Today, I ran 18 miles in about three hours and thirty minutes (five-hour marathon, here I come! Whoo-hoo!).
My Garmin was having issues, so I kept having to reset it. I don't have my first two miles' exact splits, but they were a bit on the fast side for me. All of miles 1-4 were at about a 9:52 pace. Miles 5-10 were at an average of 10:28 pace. In the last 8, I averaged a 10:50 pace. Pretty solid run for me, consistency-wise.
Unfortunately, I turned that same ankle at 16.3 miles. It was on a straight stretch, no holes---it just gave way and turned to the right again. I think it's still weak. I need to figure out some exercises to strengthen it or wear my ankle brace in latter miles of these long runs!

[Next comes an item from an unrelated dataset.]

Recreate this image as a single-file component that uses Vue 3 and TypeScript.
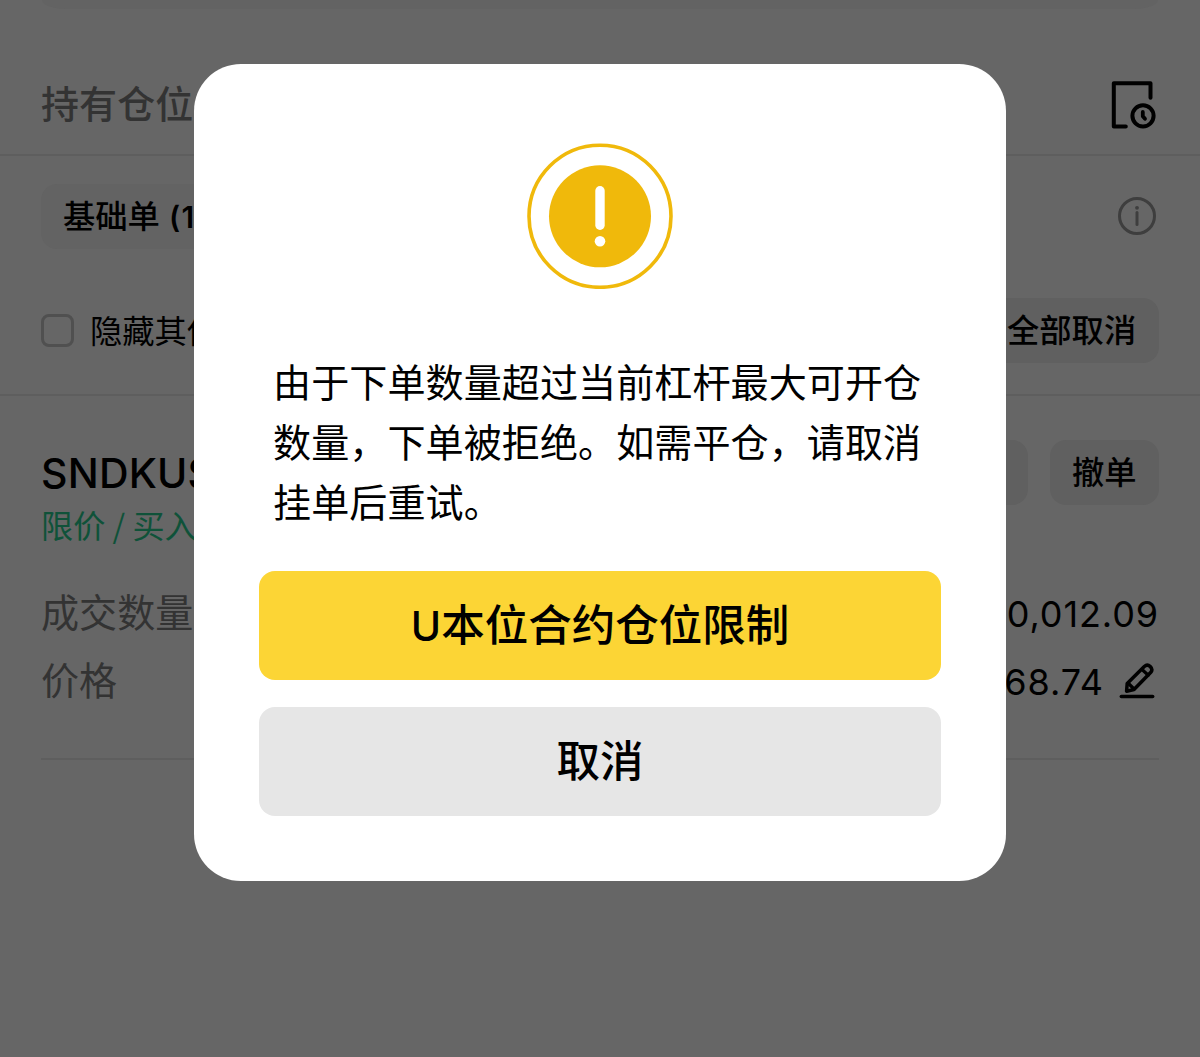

There were three funny things that helped make this run memorable:
1. Armed and Dangerous-- Today, two friends met me at the head of a paved four-mile trail in the woods for our long run. It’s kind of isolated and not somewhere a woman should run alone. At the beginning of the run, we took inventory of our various self-defense articles. I had my hand-held “Runner’s mace” and one of the other girls had the same mace as well as a tazer.
A pink tazer. Her mom-in-law bought it for her online when she found out she was running so much.
So, heavily armed and dangerous (to ourselves if no one else…..), we headed out.
Then something strange happened at the 6-mile mark.
My friend maced herself. I had my mace in my pocket, but she was actually wearing her on her palm. I don’t know if her trigger finger got antsy or what, but the next thing I knew, she was yelling, “Oh my gosh, I just sprayed myself!” Luckily, it was a light spraying, just a little got on her hand, in her mouth, and on her forehead. I guess it could have been worse.
She could have tazed herself!
2. Thirst Quencher or MAYBE NOT-- At the fourteen-mile mark, my friend and I discovered we were dangerously low on water. I had about two ounces left and she had about two. We were exactly four miles from the car and the temp was creeping up into the 60’s. We thought---What to do? Try to walk to a gas station? That would have put us at 18+ miles and we didn’t know if there was one nearby. Then we saw Runner Man coming toward us. We were near the parking lot at the opposite trailhead from our cars, and we figured Runner Man was parked nearby. (There were several people on the trails by this time and quite a few cars there.) As he ran by, we flagged him down and asked if he had any extra water in his car.
(Note to self: flagging down strange men in the woods and asking them to take you to their car….. maybe not the best plan. But we did have the tazer. And a few folks in nearby cars.) He said, "Sure." We went to his vehicle , stood at a safe distance, and he comes out with this
travel coffee mug. He says, “Let me just take a drink and you can have the rest.” Hmmmm.
Used water was not what we had in mind. So, polite southern women that we are, I pretended to pour some into my water bottle and my friend actually put some in hers. She poured it out right up the trail as we laughed about it all.
Sorry, stranger dude, we weren’t THAT THIRSTY.
3. Ice Baths Are Not for Sissies-- So, after running 18 miles, I drove the 20 minutes home (I have to say rather poorly---mental and physical function were not top notch at this point) and decided to try an ice bath. Anonymous had recommended them on my post about my 16 miler. I took a warm shower to get the salt off my skin and to get my body temperature regulated, put on a warm sweatshirt and got ready for my ice bath. I filled the tub with cold water and put in two glasses of ice cubes. Yikes. I put my ankles in. That wasn’t too bad. I tried to force my body to sit down, but I could not bring myself to submerge my lady parts in there. Nearby was sitting my two-year-old’s plastic potty chair. I figured if I put it in the bath, I could sit on the potty and still get the benefits of the ice bath. So, I plopped it in and sat down on it.
I was keenly aware of how RIDICULOUS I looked as I sat, naked from the waist down, on my two-year-old’s potty in a bath. Unfortunately, only knees and ankles were covered with water. It's a pretty high potty. I finally “took the plunge” and sat in the water, lady bits and all. It. Was. Hideous. Worse than the 18-mile run. I made it about 17 minutes. So, Anonymous, I’m pretty sure ice baths are not for me. I’ll just be a sissy!